Representing an opposing angle was the colorful fundamentalist Hargis, an evangelistic and conservative crusader of the 1950 and 60s.

First known for his railings against communist infiltration in the churches, Hargis soon focused on his belief that Communists were trying to bring sex education to schools to destroy American morality.

Hargis, said Griffith, inaugurated the religious-political alliance that critics now call the Religious Right. His career ended in 1976 when his sexual improprieties with male and female students at an Oklahoma college were revealed.

While at Samford, Griffith participated in an undergraduate seminar on women and evangelicalism and met with clergy at a lunch organized by Samford’s Resource Center for Pastoral Excellence.

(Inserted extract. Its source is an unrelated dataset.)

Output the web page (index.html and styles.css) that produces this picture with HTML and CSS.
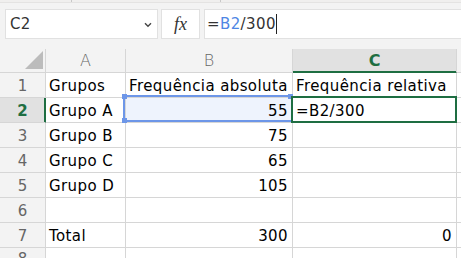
FILE: index.html
```html
<!DOCTYPE html>
<html lang="pt">
<head>
<meta charset="utf-8">
<title>Planilha</title>
<link rel="stylesheet" href="styles.css">
</head>
<body>
<div class="app">
  <div class="strip"><span class="tick tick-a"></span><span class="tick tick-b"></span></div>
  <div class="fbar">
    <div class="namebox">
      <span class="name">C2</span>
      <svg class="chev" width="8" height="6" viewBox="0 0 8 6"><path d="M1 1.2 L4 4.2 L7 1.2" fill="none" stroke="#444" stroke-width="1.4"/></svg>
    </div>
    <div class="fxbox"><span class="fx">fx</span></div>
    <div class="formula"><span>=</span><span class="ref">B2</span><span>/300</span><span class="caret"></span></div>
  </div>
  <div class="sheet">
    <div class="hd corner"><span class="tri"></span></div>
    <div class="hd col">A</div>
    <div class="hd col">B</div>
    <div class="hd col sel-col">C</div>
    <div class="hd col"></div>

    <div class="hd row">1</div>
    <div class="c">Grupos</div>
    <div class="c">Frequência absoluta</div>
    <div class="c">Frequência relativa</div>
    <div class="c"></div>

    <div class="hd row sel-row">2</div>
    <div class="c">Grupo A</div>
    <div class="c num refcell">55</div>
    <div class="c active">=B2/300</div>
    <div class="c"></div>

    <div class="hd row">3</div>
    <div class="c">Grupo B</div>
    <div class="c num">75</div>
    <div class="c"></div>
    <div class="c"></div>

    <div class="hd row">4</div>
    <div class="c">Grupo C</div>
    <div class="c num">65</div>
    <div class="c"></div>
    <div class="c"></div>

    <div class="hd row">5</div>
    <div class="c">Grupo D</div>
    <div class="c num">105</div>
    <div class="c"></div>
    <div class="c"></div>

    <div class="hd row">6</div>
    <div class="c"></div>
    <div class="c"></div>
    <div class="c"></div>
    <div class="c"></div>

    <div class="hd row">7</div>
    <div class="c">Total</div>
    <div class="c num">300</div>
    <div class="c num">0</div>
    <div class="c"></div>

    <div class="hd row last">8</div>
    <div class="c"></div>
    <div class="c"></div>
    <div class="c"></div>
    <div class="c"></div>
  </div>
</div>
</body>
</html>
```
FILE: styles.css
```css
* { box-sizing: border-box; }
html, body { margin: 0; padding: 0; }
body {
  width: 461px;
  height: 258px;
  overflow: hidden;
  background: #f3f3f3;
  font-family: "DejaVu Sans", sans-serif;
}
.app { display: flex; flex-direction: column; width: 461px; height: 258px; overflow: hidden; }

.strip {
  height: 4px;
  background: #f0efee;
  border-bottom: 1px solid #e4e3e2;
  display: flex;
  align-items: flex-start;
}
.tick { width: 1px; height: 2px; background: #c8c8c8; }
.tick-a { margin-left: 71px; }
.tick-b { margin-left: 148px; }

.fbar {
  display: flex;
  height: 46px;
  padding: 6px 0 10px 5px;
  background: #f3f3f3;
  gap: 3px;
}
.namebox, .fxbox, .formula {
  background: #fff;
  border: 1px solid #e1e1e1;
  height: 30px;
  display: flex;
  align-items: center;
}
.namebox { width: 153px; padding: 0 5px 0 4px; justify-content: space-between; }
.name { font-size: 15px; color: #333; letter-spacing: 0.4px; }
.chev { margin-top: 1px; }
.fxbox { width: 39px; justify-content: center; }
.fx { font-family: "Liberation Serif", serif; font-style: italic; font-size: 18px; color: #333; }
.formula { margin-left: 1px; flex: 1; padding-left: 2px; font-size: 15px; color: #333; margin-right: -20px; letter-spacing: 0.4px; }
.ref { color: #4f86e4; }
.caret { width: 1px; height: 20px; background: #222; margin-left: 0; }

.sheet {
  display: grid;
  grid-template-columns: 46px 80px 167px 164px 1fr;
  grid-template-rows: 24px repeat(8, 25px);
  background: #fff;
}
.hd {
  background: #f3f3f3;
  color: #666;
  border-right: 1px solid #d6d6d6;
  border-bottom: 1px solid #d6d6d6;
  font-size: 16px;
}
.corner { display: flex; align-items: flex-end; justify-content: flex-end; padding: 0 2px 3px 0; }
.tri {
  width: 18px; height: 18px;
  background: #bcbcbc;
  clip-path: polygon(100% 0, 100% 100%, 0 100%);
}
.col { text-align: center; line-height: 24px; font-weight: 300; }
.row { text-align: center; font-size: 15px; line-height: 22px; padding-top: 2px; }
.row.last { padding-top: 0; }
.sel-col {
  background: #e1e1e1;
  color: #1e6e42;
  font-weight: bold;
  border-bottom-color: #1e6e42;
  box-shadow: inset 0 -1px 0 #1e6e42;
}
.sel-row {
  background: #e1e1e1;
  color: #1e6e42;
  font-weight: bold;
  border-right-color: #1e6e42;
  box-shadow: inset -1px 0 0 #1e6e42;
}

.c {
  border-right: 1px solid #d6d6d6;
  border-bottom: 1px solid #d6d6d6;
  font-size: 15px;
  color: #000;
  line-height: 22px;
  letter-spacing: 0.4px;
  padding: 2px 4px 0 3px;
  white-space: nowrap;
  overflow: visible;
  position: relative;
}
.num { text-align: right; }
.refcell { background: #eef3fd; }
.refcell::after {
  content: "";
  position: absolute;
  left: -3px; top: -3px; right: -1px; bottom: 0;
  border: 2px solid #6d96e8;
  pointer-events: none;
}
.refcell::before {
  content: "";
  position: absolute;
  left: -4px; top: -4px;
  width: 5px; height: 5px;
  background: #6d96e8;
  box-shadow: 0 24px 0 #6d96e8, 166px 0 0 #6d96e8;
  z-index: 2;
}
.active { z-index: 3; }
.active::after {
  content: "";
  position: absolute;
  left: -2px; top: -2px; right: -1px; bottom: -1px;
  border: 2px solid #1e6e42;
  pointer-events: none;
}
```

The annual Robbins lectureship, established in 2008 to honor the memory of former Samford religion professor Ray Frank Robbins, focuses on the intersection of scholarship and Christian living.

 
Samford is a leading Christian university offering undergraduate programs grounded in the liberal arts with an array of nationally recognized graduate and professional schools. Founded in 1841, Samford is the 87th-oldest institution of higher learning in the United States. Samford enrolls 5,791 students from 49 states, Puerto Rico and 16 countries in its 10 academic schools: arts, arts and sciences, business, divinity, education, health professions, law, nursing, pharmacy and public health. Samford fields 17 athletic teams that compete in the tradition-rich Southern Conference and ranks 6th nationally for its Graduation Success Rate among all NCAA Division I schools.